▶ Exercise objective: Check each line of the listing below for the string "draws", and give only how many lines hold it.

▶ Dataset excerpts:
-=-=-

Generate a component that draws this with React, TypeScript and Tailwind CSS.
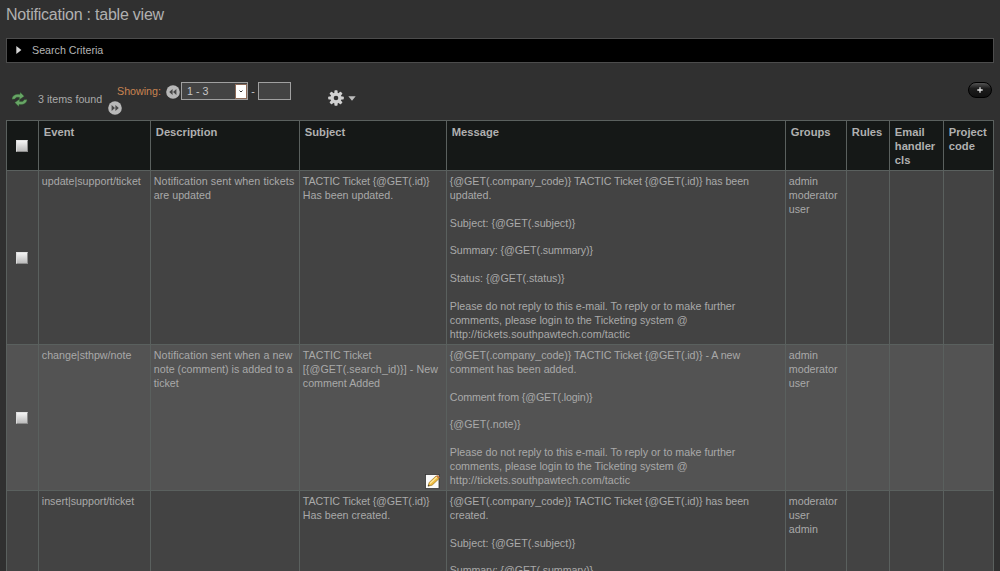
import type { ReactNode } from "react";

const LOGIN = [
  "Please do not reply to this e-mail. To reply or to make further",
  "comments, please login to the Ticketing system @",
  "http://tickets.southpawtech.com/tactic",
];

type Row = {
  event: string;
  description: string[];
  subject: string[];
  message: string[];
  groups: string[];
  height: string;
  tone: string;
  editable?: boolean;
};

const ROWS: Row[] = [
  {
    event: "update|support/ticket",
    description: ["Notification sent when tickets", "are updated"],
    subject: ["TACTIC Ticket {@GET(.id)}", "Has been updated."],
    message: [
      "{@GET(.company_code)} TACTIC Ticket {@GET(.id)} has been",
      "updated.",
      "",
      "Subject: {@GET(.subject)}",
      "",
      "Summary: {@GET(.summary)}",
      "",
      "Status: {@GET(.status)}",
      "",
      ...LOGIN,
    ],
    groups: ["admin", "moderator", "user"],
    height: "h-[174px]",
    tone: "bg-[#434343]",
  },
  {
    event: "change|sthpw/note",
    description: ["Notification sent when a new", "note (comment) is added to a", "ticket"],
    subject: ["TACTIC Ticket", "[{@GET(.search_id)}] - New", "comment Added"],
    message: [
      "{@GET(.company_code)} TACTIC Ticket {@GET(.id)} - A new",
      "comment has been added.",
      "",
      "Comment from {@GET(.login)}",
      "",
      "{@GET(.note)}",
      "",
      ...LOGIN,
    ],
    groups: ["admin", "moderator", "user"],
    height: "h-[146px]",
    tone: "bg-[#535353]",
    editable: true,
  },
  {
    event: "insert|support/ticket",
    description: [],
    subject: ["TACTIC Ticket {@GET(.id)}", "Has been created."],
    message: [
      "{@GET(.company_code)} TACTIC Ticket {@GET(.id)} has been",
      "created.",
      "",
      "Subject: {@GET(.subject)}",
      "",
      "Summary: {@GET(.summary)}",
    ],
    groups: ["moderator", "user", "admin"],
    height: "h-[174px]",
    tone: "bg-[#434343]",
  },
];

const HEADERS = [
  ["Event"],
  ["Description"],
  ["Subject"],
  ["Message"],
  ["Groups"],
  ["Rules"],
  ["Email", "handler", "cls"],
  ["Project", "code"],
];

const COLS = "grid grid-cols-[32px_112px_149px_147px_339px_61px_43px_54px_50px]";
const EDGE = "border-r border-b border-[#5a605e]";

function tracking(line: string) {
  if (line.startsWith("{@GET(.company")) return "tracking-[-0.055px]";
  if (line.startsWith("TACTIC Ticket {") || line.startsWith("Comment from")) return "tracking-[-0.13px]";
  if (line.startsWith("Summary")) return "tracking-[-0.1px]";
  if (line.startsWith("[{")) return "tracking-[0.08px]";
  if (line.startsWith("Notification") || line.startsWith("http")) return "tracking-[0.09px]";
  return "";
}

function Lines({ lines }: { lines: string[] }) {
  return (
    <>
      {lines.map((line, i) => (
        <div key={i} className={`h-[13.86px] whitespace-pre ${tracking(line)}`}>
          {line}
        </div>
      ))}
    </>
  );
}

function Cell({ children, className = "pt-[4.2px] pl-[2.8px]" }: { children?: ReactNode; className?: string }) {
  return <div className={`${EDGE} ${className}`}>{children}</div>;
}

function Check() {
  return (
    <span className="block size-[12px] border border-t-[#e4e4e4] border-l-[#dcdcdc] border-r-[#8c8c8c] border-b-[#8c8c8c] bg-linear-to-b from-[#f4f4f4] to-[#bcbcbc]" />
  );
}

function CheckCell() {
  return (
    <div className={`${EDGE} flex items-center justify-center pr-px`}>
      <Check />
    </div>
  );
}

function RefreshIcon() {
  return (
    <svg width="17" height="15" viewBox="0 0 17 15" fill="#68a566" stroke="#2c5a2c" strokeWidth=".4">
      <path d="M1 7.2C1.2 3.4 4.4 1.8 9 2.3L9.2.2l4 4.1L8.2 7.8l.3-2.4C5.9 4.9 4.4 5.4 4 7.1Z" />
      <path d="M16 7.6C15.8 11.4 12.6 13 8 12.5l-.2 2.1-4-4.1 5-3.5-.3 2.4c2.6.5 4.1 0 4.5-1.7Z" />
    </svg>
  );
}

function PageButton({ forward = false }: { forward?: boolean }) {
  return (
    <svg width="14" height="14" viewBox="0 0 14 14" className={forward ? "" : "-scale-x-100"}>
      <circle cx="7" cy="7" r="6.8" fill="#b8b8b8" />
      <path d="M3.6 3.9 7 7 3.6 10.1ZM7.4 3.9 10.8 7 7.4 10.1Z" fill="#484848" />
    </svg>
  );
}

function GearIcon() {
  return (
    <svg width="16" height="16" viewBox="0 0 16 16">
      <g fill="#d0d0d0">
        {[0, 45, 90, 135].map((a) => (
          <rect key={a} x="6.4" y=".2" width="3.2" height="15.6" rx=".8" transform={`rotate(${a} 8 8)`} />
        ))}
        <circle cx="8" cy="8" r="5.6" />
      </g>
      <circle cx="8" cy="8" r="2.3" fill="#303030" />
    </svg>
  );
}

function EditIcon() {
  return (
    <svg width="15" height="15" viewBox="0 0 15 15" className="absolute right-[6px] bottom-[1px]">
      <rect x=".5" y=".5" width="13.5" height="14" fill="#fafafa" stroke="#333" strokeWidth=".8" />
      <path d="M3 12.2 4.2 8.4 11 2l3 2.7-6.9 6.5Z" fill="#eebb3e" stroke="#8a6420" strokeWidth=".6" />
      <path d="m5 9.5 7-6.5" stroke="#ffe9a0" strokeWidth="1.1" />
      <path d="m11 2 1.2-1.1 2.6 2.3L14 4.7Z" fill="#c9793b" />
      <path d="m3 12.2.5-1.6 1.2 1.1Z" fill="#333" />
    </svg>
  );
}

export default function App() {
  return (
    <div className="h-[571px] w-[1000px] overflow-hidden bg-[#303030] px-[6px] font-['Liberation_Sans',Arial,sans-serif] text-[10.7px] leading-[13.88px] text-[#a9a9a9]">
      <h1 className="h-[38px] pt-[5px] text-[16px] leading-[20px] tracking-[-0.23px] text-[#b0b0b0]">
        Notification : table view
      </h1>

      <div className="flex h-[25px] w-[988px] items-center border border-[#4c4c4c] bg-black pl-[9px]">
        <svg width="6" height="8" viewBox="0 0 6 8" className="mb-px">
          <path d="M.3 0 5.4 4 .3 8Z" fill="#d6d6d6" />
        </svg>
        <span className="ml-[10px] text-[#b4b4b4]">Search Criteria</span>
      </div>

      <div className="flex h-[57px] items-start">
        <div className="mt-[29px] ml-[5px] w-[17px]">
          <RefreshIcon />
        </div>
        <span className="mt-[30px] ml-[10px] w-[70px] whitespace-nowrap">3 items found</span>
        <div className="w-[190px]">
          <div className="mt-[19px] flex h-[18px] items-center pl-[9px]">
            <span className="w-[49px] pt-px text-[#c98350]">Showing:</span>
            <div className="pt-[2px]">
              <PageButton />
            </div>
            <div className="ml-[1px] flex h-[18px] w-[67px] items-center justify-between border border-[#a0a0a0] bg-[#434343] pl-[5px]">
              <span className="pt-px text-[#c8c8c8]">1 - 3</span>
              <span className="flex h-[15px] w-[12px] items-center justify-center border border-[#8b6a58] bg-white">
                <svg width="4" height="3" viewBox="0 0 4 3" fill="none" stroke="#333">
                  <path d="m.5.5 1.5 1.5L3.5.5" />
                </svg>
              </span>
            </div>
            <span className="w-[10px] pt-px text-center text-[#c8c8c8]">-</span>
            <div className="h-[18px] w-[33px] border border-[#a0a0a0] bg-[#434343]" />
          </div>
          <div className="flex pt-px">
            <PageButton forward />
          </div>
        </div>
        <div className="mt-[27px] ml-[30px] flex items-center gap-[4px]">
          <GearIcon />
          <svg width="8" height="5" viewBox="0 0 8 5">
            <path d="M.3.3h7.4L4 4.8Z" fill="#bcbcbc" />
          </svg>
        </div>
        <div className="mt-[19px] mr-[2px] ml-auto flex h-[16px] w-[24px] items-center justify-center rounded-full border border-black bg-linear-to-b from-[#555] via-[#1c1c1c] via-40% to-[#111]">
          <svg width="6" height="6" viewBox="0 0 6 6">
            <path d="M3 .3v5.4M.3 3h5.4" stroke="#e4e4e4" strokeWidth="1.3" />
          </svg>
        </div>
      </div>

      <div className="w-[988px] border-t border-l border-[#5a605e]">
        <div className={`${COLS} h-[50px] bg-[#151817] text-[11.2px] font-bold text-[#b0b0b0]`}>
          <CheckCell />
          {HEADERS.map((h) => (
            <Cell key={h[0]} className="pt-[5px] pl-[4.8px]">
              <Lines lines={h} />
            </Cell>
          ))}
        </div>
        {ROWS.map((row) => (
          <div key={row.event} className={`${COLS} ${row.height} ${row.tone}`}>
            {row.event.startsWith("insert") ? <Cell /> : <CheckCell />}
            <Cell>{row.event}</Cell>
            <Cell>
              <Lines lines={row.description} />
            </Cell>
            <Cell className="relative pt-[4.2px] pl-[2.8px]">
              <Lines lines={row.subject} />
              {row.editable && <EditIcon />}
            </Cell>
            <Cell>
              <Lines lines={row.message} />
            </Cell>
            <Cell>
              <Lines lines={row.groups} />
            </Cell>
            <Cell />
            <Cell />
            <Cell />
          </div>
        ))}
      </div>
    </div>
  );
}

-=-=-

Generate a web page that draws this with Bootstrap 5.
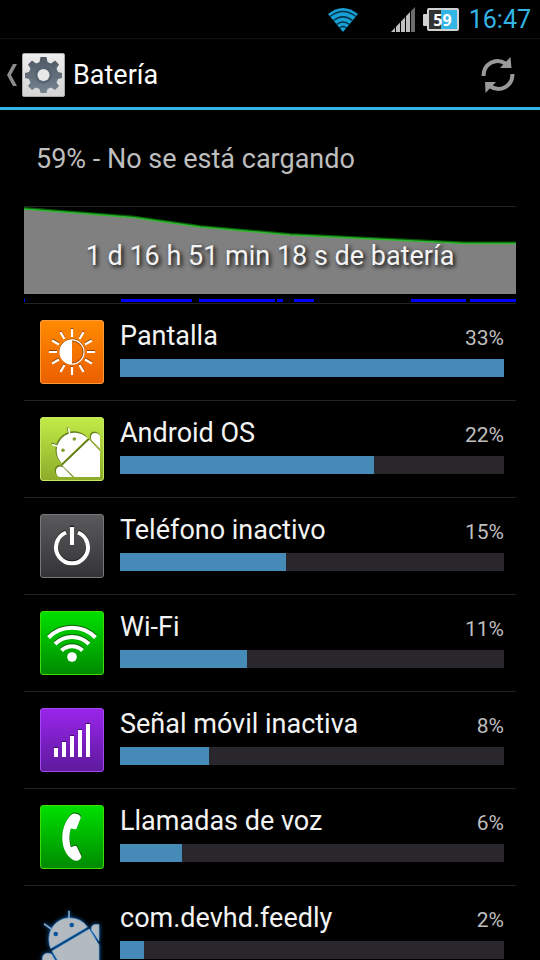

-=-=-

▶ Output below: 2